■ Problem to work on:
Transcribe the lines below verbatim, skipping the images.
◇ ◇ ◇ ◇ ◇
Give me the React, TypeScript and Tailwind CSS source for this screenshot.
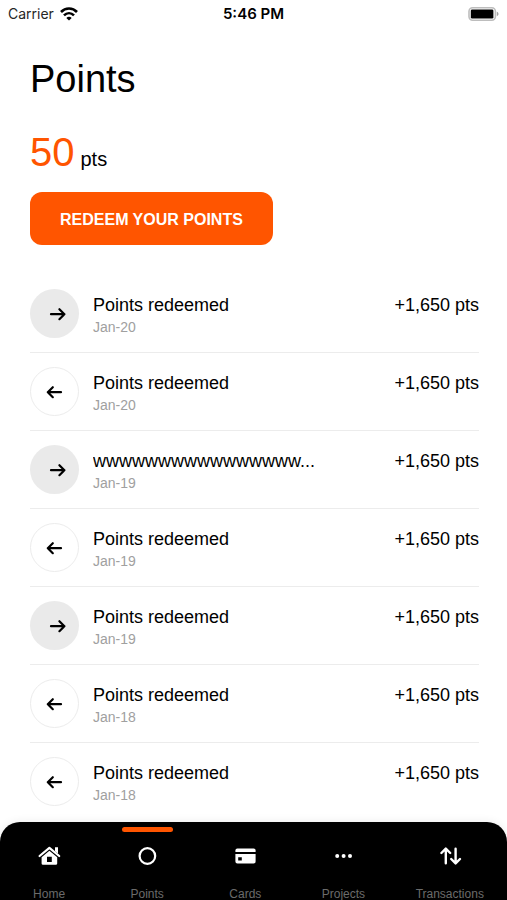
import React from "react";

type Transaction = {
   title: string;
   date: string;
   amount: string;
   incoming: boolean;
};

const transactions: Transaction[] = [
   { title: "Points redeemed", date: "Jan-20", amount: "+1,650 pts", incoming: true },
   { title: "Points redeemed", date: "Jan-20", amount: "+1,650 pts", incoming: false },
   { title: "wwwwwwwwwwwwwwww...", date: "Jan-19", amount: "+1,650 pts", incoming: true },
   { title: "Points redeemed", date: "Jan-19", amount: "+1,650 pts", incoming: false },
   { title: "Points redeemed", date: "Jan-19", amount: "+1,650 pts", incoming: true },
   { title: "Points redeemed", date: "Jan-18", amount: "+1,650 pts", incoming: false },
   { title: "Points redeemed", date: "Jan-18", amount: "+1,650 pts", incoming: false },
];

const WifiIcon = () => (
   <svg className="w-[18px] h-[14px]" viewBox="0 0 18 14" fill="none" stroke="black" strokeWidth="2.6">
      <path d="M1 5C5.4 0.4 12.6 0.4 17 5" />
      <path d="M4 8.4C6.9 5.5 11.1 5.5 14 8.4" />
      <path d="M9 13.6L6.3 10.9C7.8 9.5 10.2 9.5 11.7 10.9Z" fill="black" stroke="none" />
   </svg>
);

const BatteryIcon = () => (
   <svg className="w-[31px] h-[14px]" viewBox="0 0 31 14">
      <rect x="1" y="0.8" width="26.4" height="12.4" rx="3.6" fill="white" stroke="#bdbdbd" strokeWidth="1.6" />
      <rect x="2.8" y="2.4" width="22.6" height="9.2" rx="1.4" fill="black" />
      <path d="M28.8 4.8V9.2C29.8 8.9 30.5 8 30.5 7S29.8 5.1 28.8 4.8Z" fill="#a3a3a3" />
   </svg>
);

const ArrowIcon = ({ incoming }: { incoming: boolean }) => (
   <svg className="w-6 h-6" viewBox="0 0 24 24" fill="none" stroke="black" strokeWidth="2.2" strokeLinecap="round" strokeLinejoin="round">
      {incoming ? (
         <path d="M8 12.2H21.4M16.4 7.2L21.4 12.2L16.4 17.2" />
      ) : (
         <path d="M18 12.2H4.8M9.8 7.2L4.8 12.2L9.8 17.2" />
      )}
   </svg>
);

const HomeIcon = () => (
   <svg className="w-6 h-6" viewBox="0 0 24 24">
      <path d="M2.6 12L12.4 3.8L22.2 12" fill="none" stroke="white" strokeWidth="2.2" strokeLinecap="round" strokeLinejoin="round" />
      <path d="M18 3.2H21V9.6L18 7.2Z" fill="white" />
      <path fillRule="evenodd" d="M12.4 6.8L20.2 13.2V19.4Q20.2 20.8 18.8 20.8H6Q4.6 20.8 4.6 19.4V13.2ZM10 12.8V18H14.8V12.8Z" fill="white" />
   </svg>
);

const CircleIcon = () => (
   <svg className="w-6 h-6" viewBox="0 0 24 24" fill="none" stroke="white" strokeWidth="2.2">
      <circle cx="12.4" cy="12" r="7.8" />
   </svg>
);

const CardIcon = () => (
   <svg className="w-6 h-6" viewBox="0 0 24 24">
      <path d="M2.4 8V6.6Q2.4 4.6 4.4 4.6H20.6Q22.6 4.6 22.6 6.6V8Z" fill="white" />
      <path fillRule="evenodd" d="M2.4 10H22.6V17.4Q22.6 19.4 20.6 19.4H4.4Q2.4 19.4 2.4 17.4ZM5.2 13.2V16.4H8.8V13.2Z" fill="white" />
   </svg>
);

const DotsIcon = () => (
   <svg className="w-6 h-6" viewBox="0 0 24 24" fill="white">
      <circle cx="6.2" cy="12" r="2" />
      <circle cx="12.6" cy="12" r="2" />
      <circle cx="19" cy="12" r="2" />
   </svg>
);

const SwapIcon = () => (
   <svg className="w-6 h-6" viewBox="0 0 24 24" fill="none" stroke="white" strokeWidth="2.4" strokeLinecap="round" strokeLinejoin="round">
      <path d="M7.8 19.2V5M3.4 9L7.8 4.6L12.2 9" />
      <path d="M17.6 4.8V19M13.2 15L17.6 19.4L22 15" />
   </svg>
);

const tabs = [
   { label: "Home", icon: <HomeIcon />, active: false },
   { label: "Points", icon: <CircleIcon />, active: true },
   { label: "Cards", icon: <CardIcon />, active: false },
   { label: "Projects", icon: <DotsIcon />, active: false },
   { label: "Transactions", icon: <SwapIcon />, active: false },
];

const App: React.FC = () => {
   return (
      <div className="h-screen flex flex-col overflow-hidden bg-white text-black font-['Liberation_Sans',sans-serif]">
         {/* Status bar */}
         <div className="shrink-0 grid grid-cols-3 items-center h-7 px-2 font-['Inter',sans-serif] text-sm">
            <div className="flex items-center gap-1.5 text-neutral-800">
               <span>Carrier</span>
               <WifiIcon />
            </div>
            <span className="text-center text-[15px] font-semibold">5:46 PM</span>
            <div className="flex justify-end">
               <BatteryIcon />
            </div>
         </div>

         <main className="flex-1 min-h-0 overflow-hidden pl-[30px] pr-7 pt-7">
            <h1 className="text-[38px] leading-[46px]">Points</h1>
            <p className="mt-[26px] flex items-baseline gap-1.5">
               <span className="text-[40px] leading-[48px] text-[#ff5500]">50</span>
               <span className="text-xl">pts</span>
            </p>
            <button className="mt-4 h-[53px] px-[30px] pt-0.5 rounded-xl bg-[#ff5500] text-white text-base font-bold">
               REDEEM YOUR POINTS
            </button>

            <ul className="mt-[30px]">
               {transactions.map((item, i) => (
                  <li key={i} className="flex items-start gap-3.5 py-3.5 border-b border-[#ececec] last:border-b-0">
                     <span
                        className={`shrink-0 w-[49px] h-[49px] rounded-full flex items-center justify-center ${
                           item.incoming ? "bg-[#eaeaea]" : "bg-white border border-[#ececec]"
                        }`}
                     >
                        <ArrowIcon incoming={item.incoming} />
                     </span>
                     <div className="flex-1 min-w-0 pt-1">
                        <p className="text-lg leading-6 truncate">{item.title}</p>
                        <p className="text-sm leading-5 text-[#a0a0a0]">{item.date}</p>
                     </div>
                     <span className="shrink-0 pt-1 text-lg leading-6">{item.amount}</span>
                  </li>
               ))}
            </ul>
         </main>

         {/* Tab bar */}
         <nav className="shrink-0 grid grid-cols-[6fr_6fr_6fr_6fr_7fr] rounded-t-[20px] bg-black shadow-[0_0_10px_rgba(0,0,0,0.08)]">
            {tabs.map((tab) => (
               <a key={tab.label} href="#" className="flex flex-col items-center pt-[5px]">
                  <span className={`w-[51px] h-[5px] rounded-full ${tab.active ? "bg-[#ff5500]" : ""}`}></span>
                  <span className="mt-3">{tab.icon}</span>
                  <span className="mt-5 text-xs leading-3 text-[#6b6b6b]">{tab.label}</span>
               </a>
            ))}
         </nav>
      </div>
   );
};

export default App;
◇ ◇ ◇ ◇ ◇
■ Final result:
Give me the React, TypeScript and Tailwind CSS source for this screenshot.
import React from "react";

type Transaction = {
   title: string;
   date: string;
   amount: string;
   incoming: boolean;
};

const transactions: Transaction[] = [
   { title: "Points redeemed", date: "Jan-20", amount: "+1,650 pts", incoming: true },
   { title: "Points redeemed", date: "Jan-20", amount: "+1,650 pts", incoming: false },
   { title: "wwwwwwwwwwwwwwww...", date: "Jan-19", amount: "+1,650 pts", incoming: true },
   { title: "Points redeemed", date: "Jan-19", amount: "+1,650 pts", incoming: false },
   { title: "Points redeemed", date: "Jan-19", amount: "+1,650 pts", incoming: true },
   { title: "Points redeemed", date: "Jan-18", amount: "+1,650 pts", incoming: false },
   { title: "Points redeemed", date: "Jan-18", amount: "+1,650 pts", incoming: false },
];

const WifiIcon = () => (
   <svg className="w-[18px] h-[14px]" viewBox="0 0 18 14" fill="none" stroke="black" strokeWidth="2.6">
      <path d="M1 5C5.4 0.4 12.6 0.4 17 5" />
      <path d="M4 8.4C6.9 5.5 11.1 5.5 14 8.4" />
      <path d="M9 13.6L6.3 10.9C7.8 9.5 10.2 9.5 11.7 10.9Z" fill="black" stroke="none" />
   </svg>
);

const BatteryIcon = () => (
   <svg className="w-[31px] h-[14px]" viewBox="0 0 31 14">
      <rect x="1" y="0.8" width="26.4" height="12.4" rx="3.6" fill="white" stroke="#bdbdbd" strokeWidth="1.6" />
      <rect x="2.8" y="2.4" width="22.6" height="9.2" rx="1.4" fill="black" />
      <path d="M28.8 4.8V9.2C29.8 8.9 30.5 8 30.5 7S29.8 5.1 28.8 4.8Z" fill="#a3a3a3" />
   </svg>
);

const ArrowIcon = ({ incoming }: { incoming: boolean }) => (
   <svg className="w-6 h-6" viewBox="0 0 24 24" fill="none" stroke="black" strokeWidth="2.2" strokeLinecap="round" strokeLinejoin="round">
      {incoming ? (
         <path d="M8 12.2H21.4M16.4 7.2L21.4 12.2L16.4 17.2" />
      ) : (
         <path d="M18 12.2H4.8M9.8 7.2L4.8 12.2L9.8 17.2" />
      )}
   </svg>
);

const HomeIcon = () => (
   <svg className="w-6 h-6" viewBox="0 0 24 24">
      <path d="M2.6 12L12.4 3.8L22.2 12" fill="none" stroke="white" strokeWidth="2.2" strokeLinecap="round" strokeLinejoin="round" />
      <path d="M18 3.2H21V9.6L18 7.2Z" fill="white" />
      <path fillRule="evenodd" d="M12.4 6.8L20.2 13.2V19.4Q20.2 20.8 18.8 20.8H6Q4.6 20.8 4.6 19.4V13.2ZM10 12.8V18H14.8V12.8Z" fill="white" />
   </svg>
);

const CircleIcon = () => (
   <svg className="w-6 h-6" viewBox="0 0 24 24" fill="none" stroke="white" strokeWidth="2.2">
      <circle cx="12.4" cy="12" r="7.8" />
   </svg>
);

const CardIcon = () => (
   <svg className="w-6 h-6" viewBox="0 0 24 24">
      <path d="M2.4 8V6.6Q2.4 4.6 4.4 4.6H20.6Q22.6 4.6 22.6 6.6V8Z" fill="white" />
      <path fillRule="evenodd" d="M2.4 10H22.6V17.4Q22.6 19.4 20.6 19.4H4.4Q2.4 19.4 2.4 17.4ZM5.2 13.2V16.4H8.8V13.2Z" fill="white" />
   </svg>
);

const DotsIcon = () => (
   <svg className="w-6 h-6" viewBox="0 0 24 24" fill="white">
      <circle cx="6.2" cy="12" r="2" />
      <circle cx="12.6" cy="12" r="2" />
      <circle cx="19" cy="12" r="2" />
   </svg>
);

const SwapIcon = () => (
   <svg className="w-6 h-6" viewBox="0 0 24 24" fill="none" stroke="white" strokeWidth="2.4" strokeLinecap="round" strokeLinejoin="round">
      <path d="M7.8 19.2V5M3.4 9L7.8 4.6L12.2 9" />
      <path d="M17.6 4.8V19M13.2 15L17.6 19.4L22 15" />
   </svg>
);

const tabs = [
   { label: "Home", icon: <HomeIcon />, active: false },
   { label: "Points", icon: <CircleIcon />, active: true },
   { label: "Cards", icon: <CardIcon />, active: false },
   { label: "Projects", icon: <DotsIcon />, active: false },
   { label: "Transactions", icon: <SwapIcon />, active: false },
];

const App: React.FC = () => {
   return (
      <div className="h-screen flex flex-col overflow-hidden bg-white text-black font-['Liberation_Sans',sans-serif]">
         {/* Status bar */}
         <div className="shrink-0 grid grid-cols-3 items-center h-7 px-2 font-['Inter',sans-serif] text-sm">
            <div className="flex items-center gap-1.5 text-neutral-800">
               <span>Carrier</span>
               <WifiIcon />
            </div>
            <span className="text-center text-[15px] font-semibold">5:46 PM</span>
            <div className="flex justify-end">
               <BatteryIcon />
            </div>
         </div>

         <main className="flex-1 min-h-0 overflow-hidden pl-[30px] pr-7 pt-7">
            <h1 className="text-[38px] leading-[46px]">Points</h1>
            <p className="mt-[26px] flex items-baseline gap-1.5">
               <span className="text-[40px] leading-[48px] text-[#ff5500]">50</span>
               <span className="text-xl">pts</span>
            </p>
            <button className="mt-4 h-[53px] px-[30px] pt-0.5 rounded-xl bg-[#ff5500] text-white text-base font-bold">
               REDEEM YOUR POINTS
            </button>

            <ul className="mt-[30px]">
               {transactions.map((item, i) => (
                  <li key={i} className="flex items-start gap-3.5 py-3.5 border-b border-[#ececec] last:border-b-0">
                     <span
                        className={`shrink-0 w-[49px] h-[49px] rounded-full flex items-center justify-center ${
                           item.incoming ? "bg-[#eaeaea]" : "bg-white border border-[#ececec]"
                        }`}
                     >
                        <ArrowIcon incoming={item.incoming} />
                     </span>
                     <div className="flex-1 min-w-0 pt-1">
                        <p className="text-lg leading-6 truncate">{item.title}</p>
                        <p className="text-sm leading-5 text-[#a0a0a0]">{item.date}</p>
                     </div>
                     <span className="shrink-0 pt-1 text-lg leading-6">{item.amount}</span>
                  </li>
               ))}
            </ul>
         </main>

         {/* Tab bar */}
         <nav className="shrink-0 grid grid-cols-[6fr_6fr_6fr_6fr_7fr] rounded-t-[20px] bg-black shadow-[0_0_10px_rgba(0,0,0,0.08)]">
            {tabs.map((tab) => (
               <a key={tab.label} href="#" className="flex flex-col items-center pt-[5px]">
                  <span className={`w-[51px] h-[5px] rounded-full ${tab.active ? "bg-[#ff5500]" : ""}`}></span>
                  <span className="mt-3">{tab.icon}</span>
                  <span className="mt-5 text-xs leading-3 text-[#6b6b6b]">{tab.label}</span>
               </a>
            ))}
         </nav>
      </div>
   );
};

export default App;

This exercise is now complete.